Dès l’année suivante, il fait ainsi venir Vincent Dittrich, jusque-là entraîneur de l’Hakoah Vienne, mais aussi Leopold Drucker et son compatriote et compère d’attaque Vilmos « Willy » Kohut.
Cette recette s’avère être la bonne, puisque l’OM file en finale de la Coupe de France en 1934, avant de remporter la compétition l’année suivante avec un Eisenhoffer sur le terrain mais aussi… comme entraîneur principal.
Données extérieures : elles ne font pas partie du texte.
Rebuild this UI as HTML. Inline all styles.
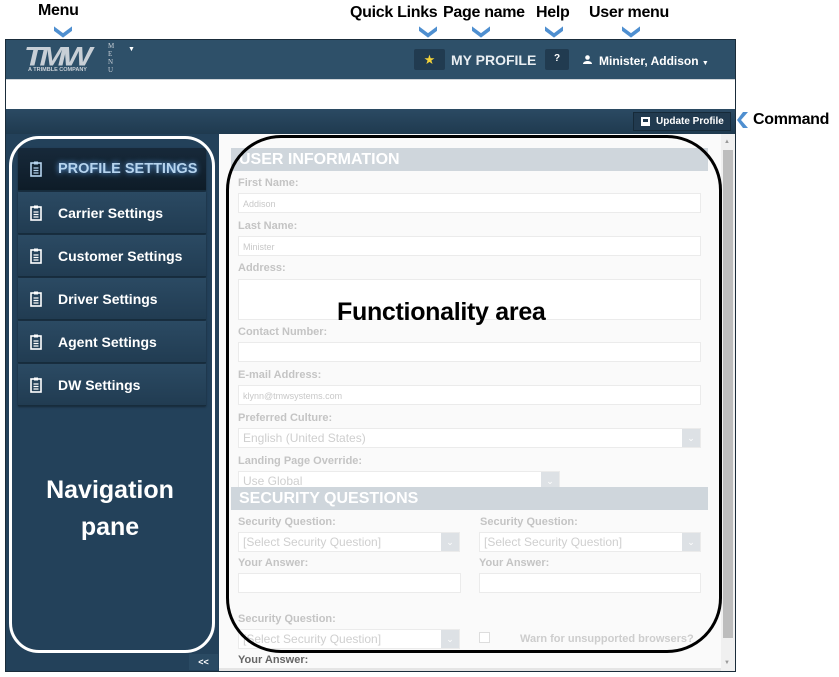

Une situation qui n’a rien d’un choix par défaut, car le Hongrois reste entraîneur-joueur de des Phocéens durant six saisons (par intermittence néanmoins), de 1935 à 1941.
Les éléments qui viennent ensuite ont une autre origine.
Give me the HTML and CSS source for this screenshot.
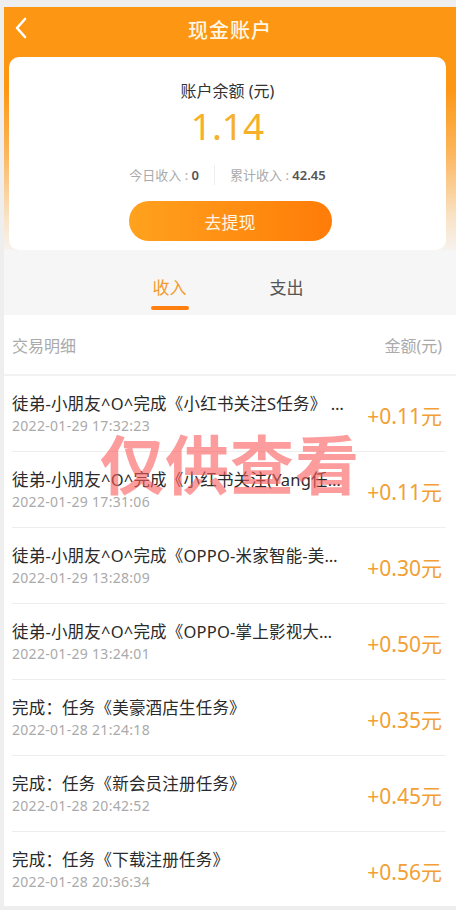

Cette longévité en fait même, à l’heure actuelle, le sixième entraîneur ayant dirigé le plus de matchs de l’OM. Avec un certain succès donc, les Olympiens bénéficient des services de quelques-unes des meilleurs éléments de l’Hakoah Vienne : Eisenhoffer sur le banc, Willy Kohut à l’aile et Edmond Weiskopf, transfuge du rival sétois, bientôt naturalisé français.
Grace à ses éléments hongrois, l’OM parvient à s’adjuger son premier titre de champion national professionnel en 1937, et remporte une nouvelle Coupe de France en 1938. Logiquement courtisé par d’autres clubs français s’intéressant à ses méthodes, Eisenhoffer s’en va au RC Lens en 1938. Mais l’aventure du Magyar dans le Pas-de-Calais ne dure qu’une saison. Il rentre ensuite à Marseille, guide une nouvelle fois les Ciel et Blanc jusqu’en finale de la Coupe de France en 1940. Et rentre à Budapest après l’invasion allemande.
Fin tragique
Dans sa ville natale, Eisenhoffer le Juif converti n’est pas forcément bien accueilli et ne doit le fait d’être laissé tranquille qu’à son statut d’ancien international et entraîneur de renom. Un traitement de faveur auquel n’a pas droit sa femme, qui est juive de naissance et trouve la mort en déportation.
Malheureusement, même ses exploits avec l’Olympique de Marseille ne lui permettent de retrouver un club à diriger, la MLSZ (fédération hongroise) refusant catégoriquement de lui délivrer une licence.
A la fin de l’année 1944, alors que les raids aérien de l’armée soviétique s’intensifient au-dessus de la capitale hongroise, József Eisenhoffer est sérieusement blessé. Caché dans la cave d’un ami, ses blessures sont mal soignées. L’infection se propage et mène à sa mort, le 13 mai 1945.
Budapest, Vienne, New York et Marseille. Les deux joyaux de l’ancien Empire austro-hongrois, la Grosse Pomme et la cité phocéenne. Tels ont donc été les quatre ports d’attache d’un aventurier du XXe siècle.